Marketing At Different Stages
Now that we know and understand the four different stages of the product life cycle, let’s discuss optimizing for each stage, as well as the cycle of adopters for each stage.
There is a distinct customer adoption pattern for products. This pattern involves five different categories of adopters. You may find it easier to market towards the correct groups in the different phases of the product life cycle by understanding this pattern.
Initially described by Everett M. Rogers in his book Diffusion of Innovations in 1962, the five different adopters are as follows:
- Early adopters
- Early majority
- Late majority
Innovators are the first group of people to try a new product. They are risk-takers and are eager to get their hands on the newest and the best. The novelty of acquiring an item that no one else has yet is appealing to them. This is the group that must be targeted when marketing a newly introduced product. This group makes up 2.5 percent of your customers.

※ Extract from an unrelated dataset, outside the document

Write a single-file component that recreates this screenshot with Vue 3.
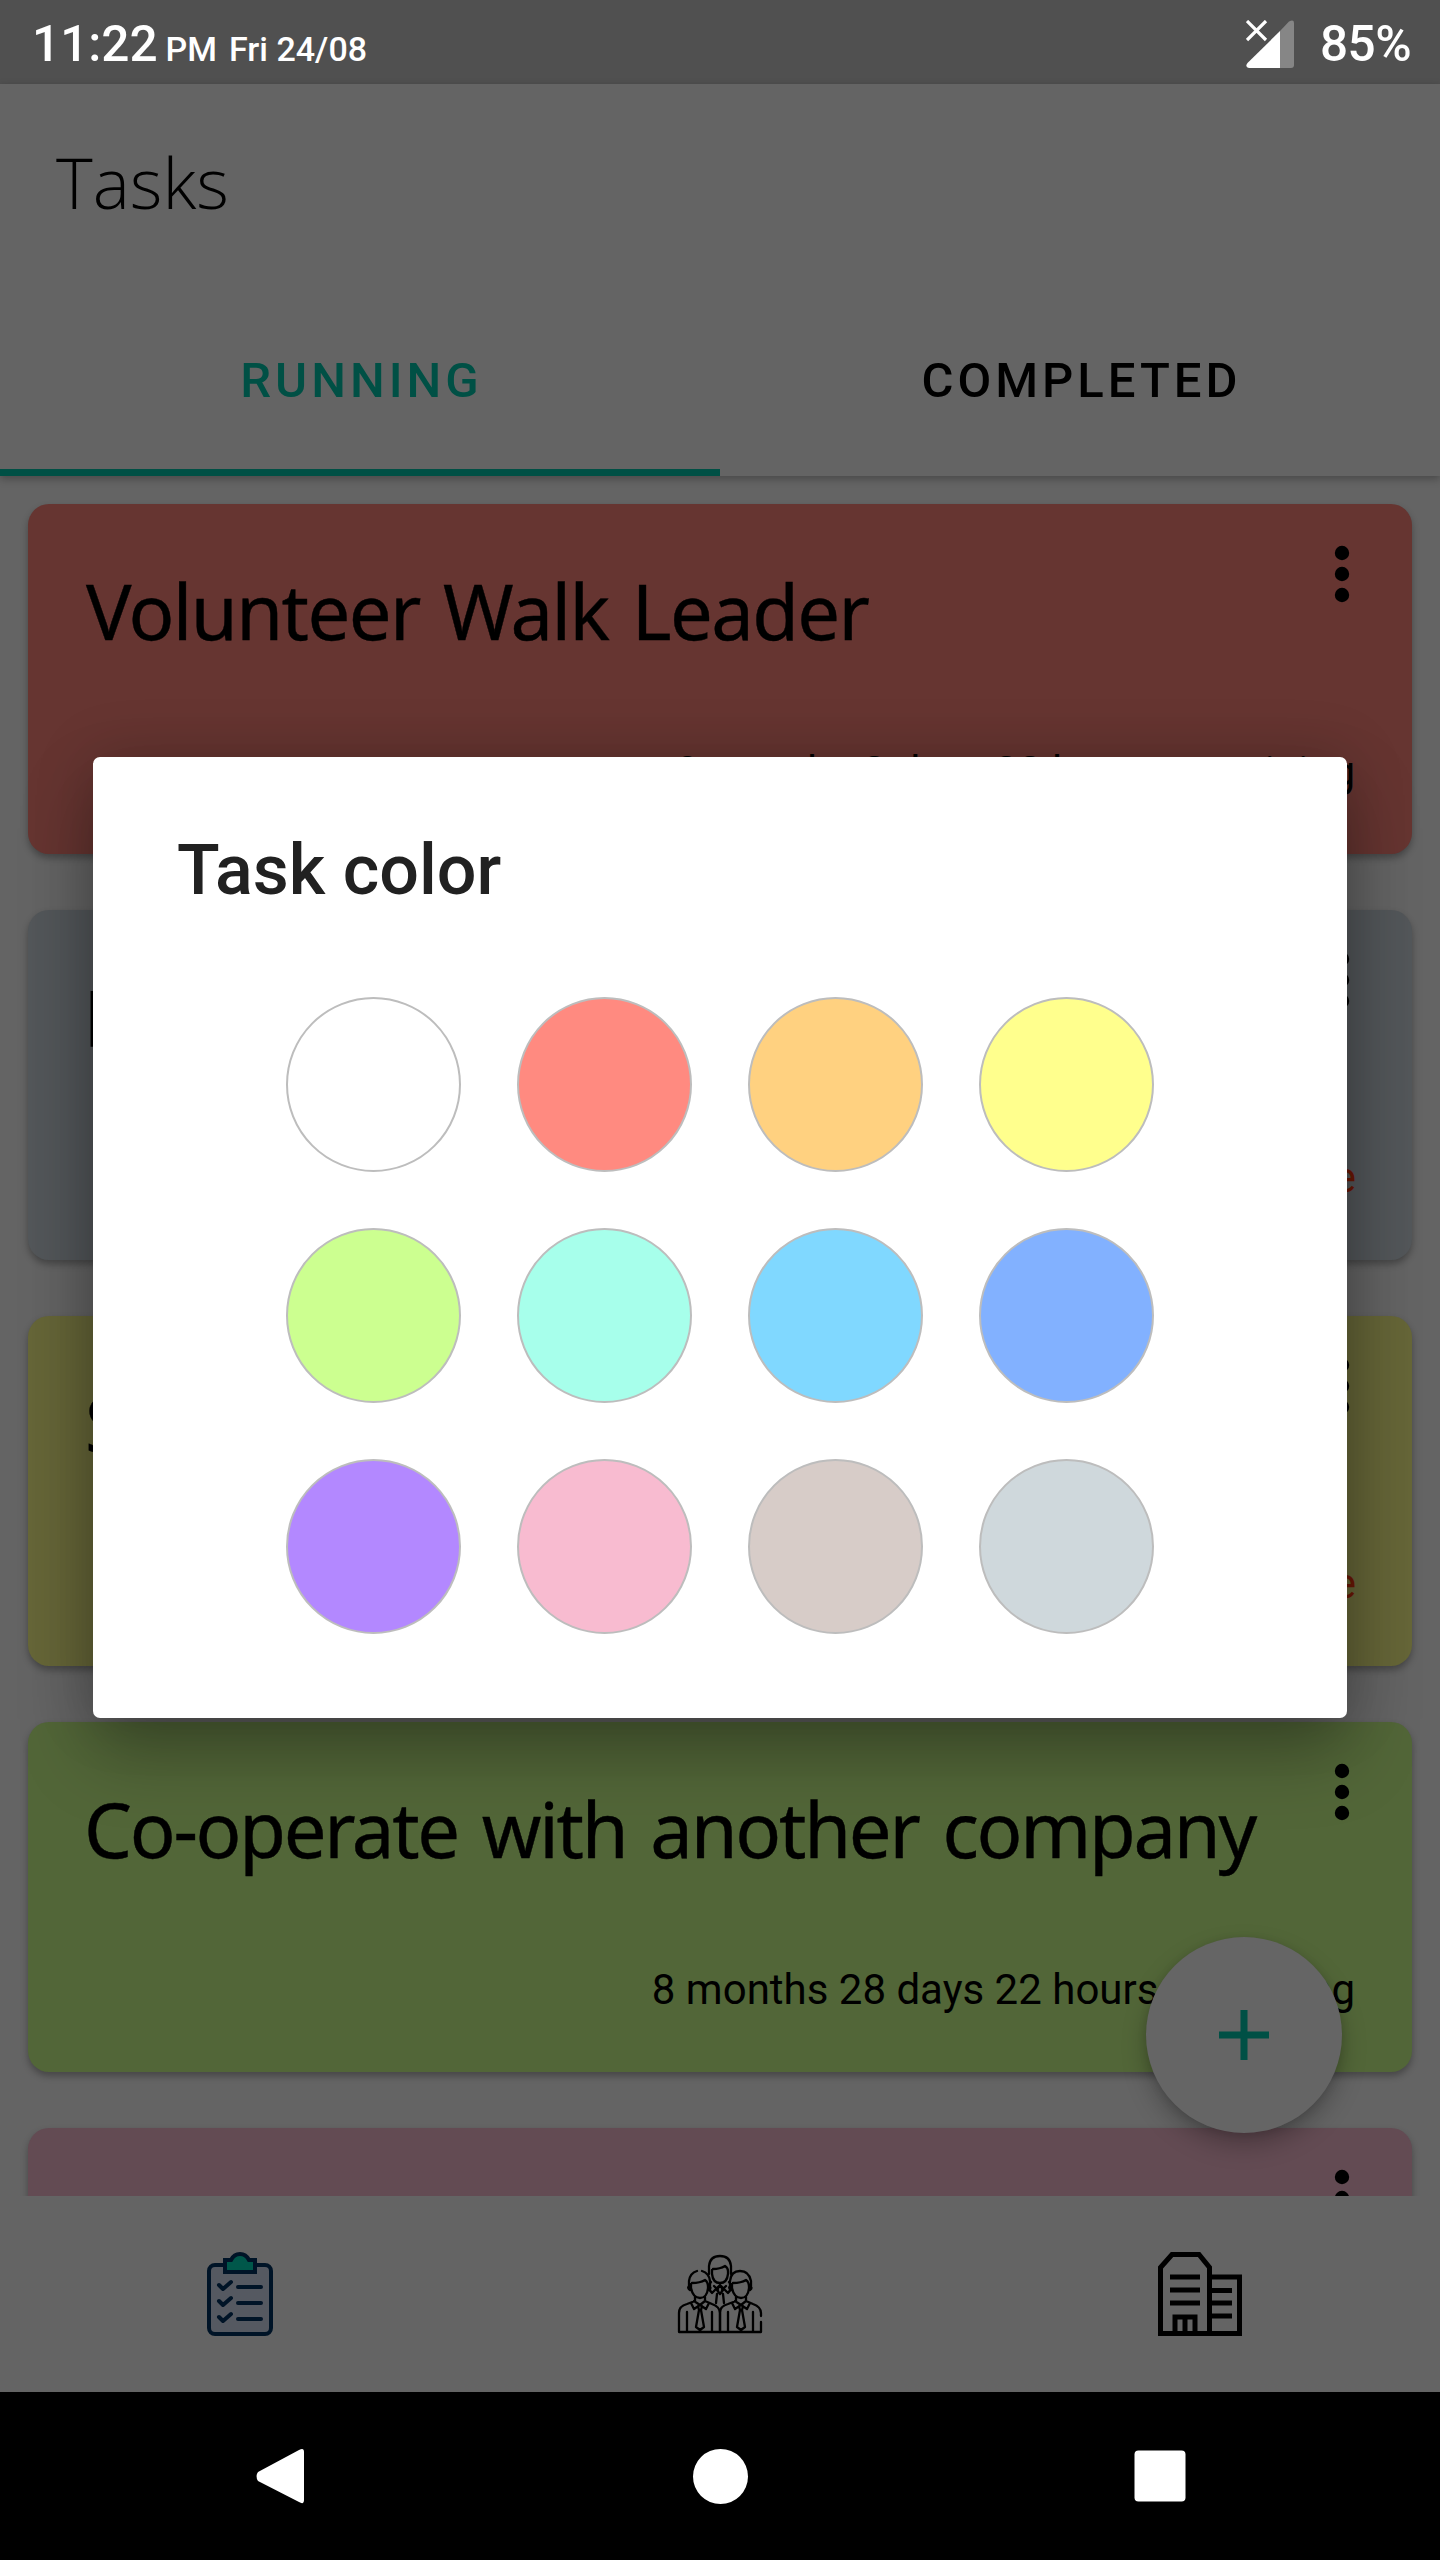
<script setup>
const tasks = [
  { title: 'Volunteer Walk Leader', due: '8 months 2 days 22 hours remaining', color: '#663531', shift: 1, spacing: -1.6, gap: 5 },
  { title: 'Plan the next meeting', due: 'Overdue', late: true, color: '#53575a', shift: -1.5, spacing: -1.6, gap: 5 },
  { title: 'Schedule interviews', due: 'Overdue', late: true, color: '#666638', shift: 0, spacing: -1.6, gap: 5 },
  { title: 'Co-operate with another company', due: '8 months 28 days 22 hours remaining', color: '#526638', shift: -1, spacing: -2.3, gap: 6.5 },
  { title: '', due: '', color: '#634b53', shift: 0, spacing: 0, gap: 0 },
]
const colors = [
  '#ffffff', '#ff8a80', '#ffd180', '#ffff8d',
  '#ccff90', '#a7ffeb', '#80d8ff', '#82b1ff',
  '#b388ff', '#f8bbd0', '#d7ccc8', '#cfd8dc',
]
</script>

<template>
  <div class="screen">
    <header class="status">
      <div class="clock"><span class="time">11:22</span><span class="small pm">PM</span><span class="small date">Fri 24/08</span></div>
      <div class="battery">
        <svg width="48" height="48" viewBox="0 0 48 48">
          <path d="M34 11 43 1.5Q48-1 48 3V45Q48 48 45 48H34Z" fill="#868686" />
          <path d="M34 11V48H3Q-1.500 47 1.500 43Z" fill="#fff" />
          <path d="M1 1 20 20M20 1 1 20" stroke="#fff" stroke-width="3.200" />
        </svg>
        <span class="percent">85%</span>
      </div>
    </header>

    <section class="appbar">
      <h1>Tasks</h1>
      <nav class="tabs">
        <div class="tab active"><span>RUNNING</span></div>
        <div class="tab"><span>COMPLETED</span></div>
      </nav>
    </section>

    <main class="list">
      <article v-for="(t, i) in tasks" :key="i" class="card" :style="{ background: t.color }">
        <h2 :style="{ marginLeft: t.shift + 'px', letterSpacing: t.spacing + 'px', wordSpacing: t.gap + 'px' }">{{ t.title }}</h2>
        <svg class="more" width="16" height="58" viewBox="0 0 16 58">
          <circle cx="8" cy="8" r="7.200" /><circle cx="8" cy="29" r="7.200" /><circle cx="8" cy="50" r="7.200" />
        </svg>
        <p :class="{ late: t.late }">{{ t.due }}</p>
      </article>
    </main>

    <button class="fab" aria-label="Add">
      <svg width="50" height="50" viewBox="0 0 50 50"><path d="M25 0V50M0 25H50" stroke="#005045" stroke-width="7" /></svg>
    </button>

    <nav class="bottom">
      <div>
        <svg width="120" height="120" viewBox="0 0 120 120" fill="none" stroke="#001427" stroke-width="4" stroke-linecap="round" stroke-linejoin="round">
          <rect x="29" y="35" width="62" height="69" rx="6" fill="#555961" />
          <path d="M45 30H51Q54 24 60 24T69 30H75V42H45Z" fill="#00574a" stroke-linejoin="miter" />
          <path d="M39 55 43 59 51 52M39 71 43 75 51 68M39 87 43 91 51 84M58 57H81M58 73H81M58 89H81" />
        </svg>
      </div>
      <div>
        <svg width="120" height="120" viewBox="0 0 120 120" fill="none" stroke="#000" stroke-width="2.300" stroke-linecap="round" stroke-linejoin="round">
          <path d="M49 40V36Q50 26 60 26T71 36V40M53 39Q60 39 65 36Q68 38 68 41V44Q67 53 60 53T52 44V40M49 37V44M71 37V44" />
          <path d="M51 52Q46 57 52 63L60 55 68 63Q74 57 69 52M60 55 57 60 60 64 63 60ZM57 64 56 73M63 64 64 73M54 56 58 60M66 56 62 60" />
          <path d="M29 58V51Q30 43 37 41M42 41Q49 43 50 51V58M32 53Q40 53 45 50Q48 52 48 57V58Q47 68 40 68T31 58V54M29 56Q27 58 30 60M49 56Q52 58 49 60" />
          <path d="M35 67V71L27 74Q19 76 19 83V102H60V83Q60 77 52 74L45 71V67M34 71 40 75 34 79 31 73M45 71 40 75 46 79 49 73M38 76 39 80 36 97 40 100 44 97 41 80 42 76M27 82V102M52 82V102" />
          <path d="M70 58V51Q71 41 80 41T91 51V58M73 53Q81 53 86 50Q89 52 89 57V58Q88 68 81 68T72 58V54M70 56Q68 58 71 60M90 56Q93 58 90 60" />
          <path d="M76 67V71L68 74Q60 76 60 83V102H101V92M101 86V83Q101 77 93 74L86 71V67M75 71 81 75 75 79 72 73M86 71 81 75 87 79 90 73M79 76 80 80 77 97 81 100 85 97 82 80 83 76M68 82V102M93 82V102" />
        </svg>
      </div>
      <div>
        <svg width="120" height="120" viewBox="0 0 120 120" fill="none" stroke="#000" stroke-width="5">
          <path d="M20.500 103.500V37.500L32 24.500H59L69.500 37.500V103.500ZM69.500 47H99.500V103.500H69.500" />
          <path d="M30 47H60M30 60H60M30 73H60M72 60.500H92M72 73H92M72 86H92M35 102V87H55V102M45 87V102" />
        </svg>
      </div>
    </nav>

    <footer class="system">
      <svg width="1440" height="168" viewBox="0 0 1440 168">
        <path d="M258 80 299 58Q304 55 304 60V108Q304 113 299 110L258 89Q255 84 258 80Z" fill="#fff" />
        <circle cx="720.500" cy="84.500" r="27.500" fill="#fff" />
        <rect x="1134.500" y="58.500" width="51" height="51" rx="4" fill="#fff" />
      </svg>
    </footer>

    <div class="dialog">
      <h3>Task color</h3>
      <div class="palette">
        <span v-for="c in colors" :key="c" class="swatch" :style="{ background: c }"></span>
      </div>
    </div>
  </div>
</template>

<style>
body { margin: 0; background: #646464; }
</style>

<style scoped>
* { box-sizing: border-box; }
.screen { position: relative; width: 1440px; height: 2560px; overflow: hidden; background: #646464; font-family: Roboto, sans-serif; display: flex; flex-direction: column; }
h1, h2, h3, p { margin: 0; font-weight: 400; }
.status { height: 84px; flex: none; background: #505050; color: #fff; font-weight: 500; display: flex; justify-content: space-between; padding: 0 29px 0 32px; }
.clock { display: flex; align-items: baseline; line-height: 88px; }
.time { font-size: 49.500px; }
.small { font-size: 34px; }
.pm { margin-left: 8px; }
.date { margin-left: 12px; }
.battery { display: flex; gap: 26px; padding-top: 19.500px; }
.percent { font-size: 49.500px; line-height: 48px; letter-spacing: -.6px; }
.appbar { height: 392px; flex: none; position: relative; z-index: 1; background: #646464; box-shadow: 0 3px 8px rgba(0,0,0,.28); display: flex; flex-direction: column; justify-content: space-between; }
h1 { font: 300 70px/96px "Open Sans", sans-serif; padding: 50px 0 0 56px; color: #000; }
.tabs { display: flex; height: 196px; }
.tab { flex: 1; display: flex; align-items: center; justify-content: center; font-size: 49px; font-weight: 500; letter-spacing: 4px; color: #000; border-bottom: 7px solid transparent; padding: 11px 0 0 3px; }
.active { color: #005045; border-color: #005045; }
.list { flex: none; height: 1720px; overflow: hidden; padding: 28px 28px 0; display: flex; flex-direction: column; gap: 56px; }
.card { height: 350px; flex: none; border-radius: 21px; box-shadow: 0 4px 7px rgba(0,0,0,.3); display: grid; grid-template-columns: 1fr auto; grid-template-rows: 1fr auto; padding: 41px 62px 40px 57px; color: #000; }
h2 { font-family: "Noto Sans", sans-serif; font-size: 76px; line-height: 132px; white-space: nowrap; width: 1100px; -webkit-text-stroke: .4px #000; }
.more { margin: 0; }
.card p { grid-column: 1 / 3; text-align: right; font-size: 42px; line-height: 84px; margin-right: -5px; }
.card p.late { color: #6b1705; margin-right: -6px; }
.fab { position: absolute; left: 1146px; top: 1937px; width: 196px; height: 196px; border: 0; border-radius: 50%; background: #656565; display: flex; align-items: center; justify-content: center; box-shadow: 0 12px 24px rgba(0,0,0,.25), 0 2px 8px rgba(0,0,0,.12); }
.bottom { height: 196px; flex: none; display: flex; background: #646464; }
.bottom div { flex: 1; display: flex; justify-content: center; padding-top: 34px; }
.system { height: 168px; flex: none; background: #000; }
.dialog { position: absolute; left: 93px; top: 757px; width: 1254px; height: 961px; border-radius: 7px; background: #fff; box-shadow: 0 36px 72px rgba(0,0,0,.28), 0 0 60px rgba(0,0,0,.18); padding: 71px 193px 0; }
h3 { font-size: 70px; font-weight: 500; line-height: 84px; color: #212121; margin-left: -109px; }
.palette { margin-top: 85px; display: grid; grid-template-columns: repeat(4, 175px); gap: 56px; }
.swatch { height: 175px; border: 2px solid #bdbdbd; border-radius: 50%; }
</style>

Early adopters are the second phase of customers and account for 13.5 percent of your customer base. This group is, essentially, your influencers. This is the group that will most often create reviews of the product and, like innovators, have some degree of the risk-taker attitude and tend to have access to more disposable income than the adopters that follow. However, unlike innovators, they put more thought and research into the product before purchasing.
The early majority is the group of consumers that follow the early adopters. This group makes up 35 percent of your customer base. Unlike the previous two adopters, the early majority are averse to risk and tend to be more cautious when making purchases. They may not have as much access to disposable income, or they may just be more cautious in general.
Following the early majority comes the late majority. Much more skeptical than the previous groups, this phase of adopters has less money and social status. They also rely heavily on the product being tried-and-true, and won’t often take risks with purchases. The late majority represents another 34 percent of your adopters.
The final 16 percent and last phase of adopters are the laggards. This group values traditional ways of doing things and is unlikely to take any kind of risk. Frequently, this group represents the older population that is not as willing to adopt new forms of technology or has difficulty with it.
Checking Google Trends for a specific search term can help you determine at what stage a product may be in. Google Trends works by quantifying the number of times a term is searched for.
Let’s take a look at the search term “fidget spinner.” We all know what those are and we also know that the popularity waxed and waned rather quickly. The resulting graph shows us a very clear-cut example of the rise and fall of popularity of this item.
Image Credit: Google Trends
The above graph shows the popularity of the fidget spinner over a period of only five to six months. Notice how it matches the general bell-curve shape of the four phases of the product life cycle.
Now, let’s take a quick look at another graph:
Image credit: Google Trends
This graph shows the data for the search term “Instagram.” Notice the general trend upwards over the last eight years. This gives us a pretty good idea that, since the number of people performing a Google search for “Instagram” continues to rise, it will likely continue to do so. We have not yet seen the app begin the “decline” phase.
Finally, Google Trends can show us how a product life cycle ebbs and flows throughout the seasons, as shown by trends for the search term “dog costume” below:
Image Credit: Google Trends
Clearly, the Google search for “dog costumes” increases dramatically in the months leading up to October, then drops off suddenly in November.
Watching trends like this in Google Trends can give you a decent idea about the seasonality of certain products and when to successfully list them in your store.
Applying The Data
By understanding the product life cycle and the pattern in which consumers buy into said product, you will be able to maximize returns and streamline your marketing strategies. You will better understand how to handle competition, marketing, and pricing strategies.
There is no way to tell how or when a product will become popular, or for how long, but staying aware of the trends and the cycles will help you determine if it’s worth investing in the product for your store.